In a commitment to Jesuit ideals and cura personalis, faculty in the School of Health Studies and Education have strategically injected social justice content into their curricula through an innovative school-wide, themed syllabi. The idea began three years ago when faculty were reviewing portfolio assessment requirements for undergraduate teacher candidates.

“We want students to talk and write about social justice, but what opportunities did they have to really see it and talk about it in a concentrated way?” asks Mollie Sheppard, Ed.D., assistant professor of special education. “Students should be able to speak to the mission and how it impacts their teaching.”

What started as a yearlong series of panel discussions, readings, conversations with local teachers and guest lectures, turned into a year-over-year charge to bring social issues to the forefront of health and education students’ studies — both at the undergraduate and graduate level.

“We’re training students to go into these roles where service is their job, so we want to offer opportunities where they can see how the social justice mission can become a part of their careers,” says Kaitlin Moran, Ph.D., assistant professor of teacher education.

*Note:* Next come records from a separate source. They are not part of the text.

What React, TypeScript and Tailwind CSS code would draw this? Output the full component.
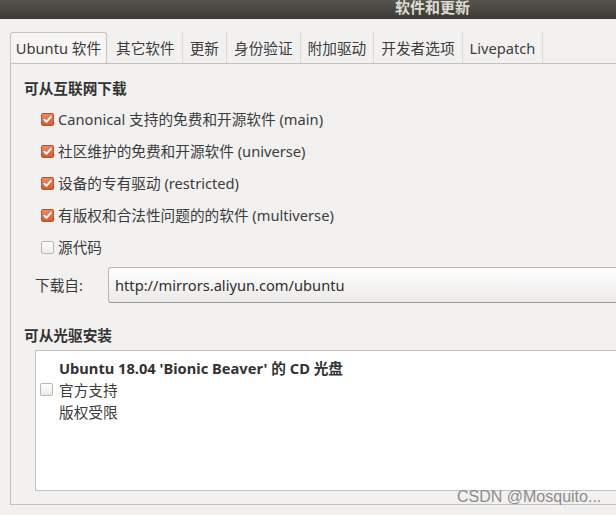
import React from "react";

function Check({ checked }: { checked: boolean }) {
  if (checked) {
    return (
      <span className="flex h-[13px] w-[13px] shrink-0 items-center justify-center rounded-[2px] border border-[#b5532c] bg-gradient-to-b from-[#f08a5d] to-[#d9582e]">
        <svg width="9" height="9" viewBox="0 0 9 9">
          <path d="M1.3 4.6 L3.5 6.8 L7.8 1.9" fill="none" stroke="#ffffff" strokeWidth="1.8" strokeLinecap="round" strokeLinejoin="round" />
        </svg>
      </span>
    );
  }
  return (
    <span className="block h-[13px] w-[13px] shrink-0 rounded-[2px] border border-[#bab8b4] bg-gradient-to-b from-[#fdfdfd] to-[#ececeb]" />
  );
}

const tabs = ["其它软件", "更新", "身份验证", "附加驱动", "开发者选项", "Livepatch"];

const sources: [boolean, string][] = [
  [true, "Canonical 支持的免费和开源软件 (main)"],
  [true, "社区维护的免费和开源软件 (universe)"],
  [true, "设备的专有驱动 (restricted)"],
  [true, "有版权和合法性问题的的软件 (multiverse)"],
  [false, "源代码"],
];

export default function App() {
  return (
    <div className="relative h-[515px] w-[616px] overflow-hidden bg-[#f2f1f0] font-['Noto_Sans','Noto_Sans_CJK_SC',sans-serif] text-[14.67px] text-[#3c3c3c]">
      {/* title bar */}
      <div className="h-[19px] bg-gradient-to-b from-[#57544e] to-[#3c3b37] pl-[395px]">
        <span className="block font-['Noto_Sans_CJK_SC',sans-serif] text-[15px] font-bold leading-[13px] text-[#dfdbd2]">
          软件和更新
        </span>
      </div>

      {/* tabs */}
      <div className="mt-[13px] flex h-[31px] pl-[10px]">
        <div className="mr-[2px] flex w-[97px] items-center justify-center rounded-t-[3px] border border-b-0 border-[#c6c4c1] bg-[#f6f5f4] text-[#3a3a3a]">
          Ubuntu 软件
        </div>
        {tabs.map((t) => (
          <div key={t} className="flex items-center border-r border-[#dbd9d6] px-[7px] pt-[1px]">
            {t}
          </div>
        ))}
      </div>

      {/* panel */}
      <div className="ml-[10px] h-[442px] w-[700px] border border-r-0 border-[#c4c2bf] pl-[13px] pt-[14px]">
        <div className="h-[20px] font-bold leading-[20px] text-[#333]">可从互联网下载</div>
        <div className="mt-[5px] pl-[17px]">
          {sources.map(([c, label]) => (
            <div key={label} className="flex h-[32px] items-center gap-[4px]">
              <Check checked={c} />
              <span className="leading-[20px]">{label}</span>
            </div>
          ))}
        </div>

        <div className="mt-[4px] flex items-center pl-[11px]">
          <span className="w-[73px]">下载自:</span>
          <div className="flex h-[36px] w-[600px] items-center rounded-[3px] border border-[#b8b6b2] border-b-[#9a9895] bg-gradient-to-b from-[#ffffff] to-[#ebeae8] pl-[6px] text-[#2f2f2f]">
            http://mirrors.aliyun.com/ubuntu
          </div>
        </div>

        <div className="mt-[22px] h-[20px] font-bold leading-[20px] text-[#333]">可从光驱安装</div>
        <div className="ml-[11px] mt-[5px] flex h-[141px] w-[650px] border border-[#c2c0bd] bg-white pt-[6px]">
          <div className="flex w-[23px] items-start pl-[4px] pt-[26px]">
            <Check checked={false} />
          </div>
          <div className="flex flex-col">
            <span className="h-[22px] font-bold leading-[22px] text-[#333]">
              Ubuntu 18.04 'Bionic Beaver' 的 CD 光盘
            </span>
            <span className="h-[22px] leading-[22px]">官方支持</span>
            <span className="h-[22px] leading-[22px]">版权受限</span>
          </div>
        </div>
      </div>

      <div className="absolute left-[457px] top-[487px] font-['Liberation_Sans',sans-serif] text-[16px] leading-[20px] text-[#8c8c8c]">
        CSDN @Mosquito...
      </div>
    </div>
  );
}
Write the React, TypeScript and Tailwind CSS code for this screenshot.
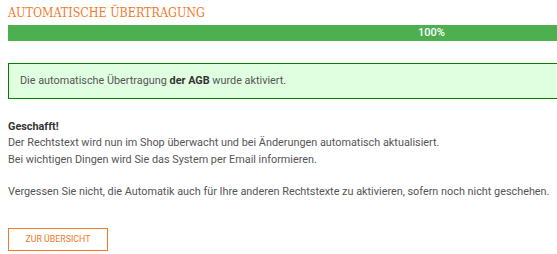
import React from "react";

export default function App() {
  return (
    <div className="w-[557px] h-[254px] overflow-hidden bg-white">
      <div className="w-[847px] ml-[8px] pt-[5px] text-[#555555] font-['Roboto',sans-serif]">
        <h1 className="text-[12.4px] leading-[16px] text-[#f07a2a] font-['DejaVu_Serif_Condensed','DejaVu_Serif',serif]">
          AUTOMATISCHE ÜBERTRAGUNG
        </h1>
        <div className="mt-[4px] h-[16px] bg-[#4caf50] flex items-center justify-center text-white text-[11px] font-medium leading-[16px]">
          100%
        </div>
        <div className="mt-[22px] h-[36px] border border-[#008000] bg-[#e0ffe0] flex items-center pl-[11px] text-[10.85px]">
          <span>
            Die automatische Übertragung <b className="text-[#333333]">der AGB</b> wurde aktiviert.
          </span>
        </div>
        <div className="mt-[20px] text-[10.85px] leading-[16.3px]">
          <div className="font-bold text-[#333333]">Geschafft!</div>
          <div>Der Rechtstext wird nun im Shop überwacht und bei Änderungen automatisch aktualisiert.</div>
          <div>Bei wichtigen Dingen wird Sie das System per Email informieren.</div>
          <div className="h-[16px]" />
          <div>Vergessen Sie nicht, die Automatik auch für Ihre anderen Rechtstexte zu aktivieren, sofern noch nicht geschehen.</div>
        </div>
        <button className="mt-[28px] w-[100px] h-[23px] border border-[#f07a2a] text-[#f07a2a] text-[8.8px] flex items-center justify-center">
          ZUR ÜBERSICHT
        </button>
      </div>
    </div>
  );
}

The theme changes each year, decided by a committee of faculty, students and staff. This year’s theme — Lifting the Mask of Institutional Bias: From Discussion to Disruption — looks at situations within institutions (laws, policies, unconscious bias) that advantage some while disadvantaging others.

“COVID is going on, we’re thinking so much about access, children in Philadelphia, education, Black Lives Matter — it was nice to have this structure to open an avenue for dialogue,” says Sheppard.

Welcoming Saint Joseph's Newest Jesuits

This year, Saint Joseph’s University welcomed three new Jesuits to its community, all of whom will reside in the University’s new Jesuit residence, Arrupe Hall.


Frank Kaminski, S.J., came to Saint Joseph’s from the Jesuit Center for Spiritual Growth. Currently, he divides his time between Campus Ministry on Hawk Hill and guiding retreats and spiritual direction at the St. Raphaela Center in Haverford, Pennsylvania.


As mission programs assistant, Fr. Kaminski sees the opportunity to help Saint Joseph's students and faculty take on their roles as co-creators with God in the building of a more just and compassionate world.


Douglas Ray, S.J., was ordained at Saint Joseph’s in August 2020. After his ordination, Fr. Ray ran a retreat program at Fairfield University, which gave him the opportunity to “see how encountering God could transform students’ lives.” Now back on campus, Fr. Ray is working primarily in Campus Ministry, supporting students as they work to become people with and for others.


“I want to help students understand that college is about more than piling up credentials or getting a job,” he says. “It is about reflecting on the big questions in life, and determining how to use the gifts God has given each of us.”


George Bur, S.J., is joining Saint Joseph’s as he celebrates the 50th anniversary of his ordination to the priesthood. Fr. Bur previously served as president of The Gesu School, an independent Catholic school helping underserved children achieve bright futures. He was also the Superior of Saint Joseph’s Jesuit community from 2003-2008.


As a public ambassador of the University, Fr. Bur hopes to support members of the community as they engage in the stated mission of the Jesuits — discerning God's will, accompanying the marginalized, searching for a hope-filled future and caring for our common home.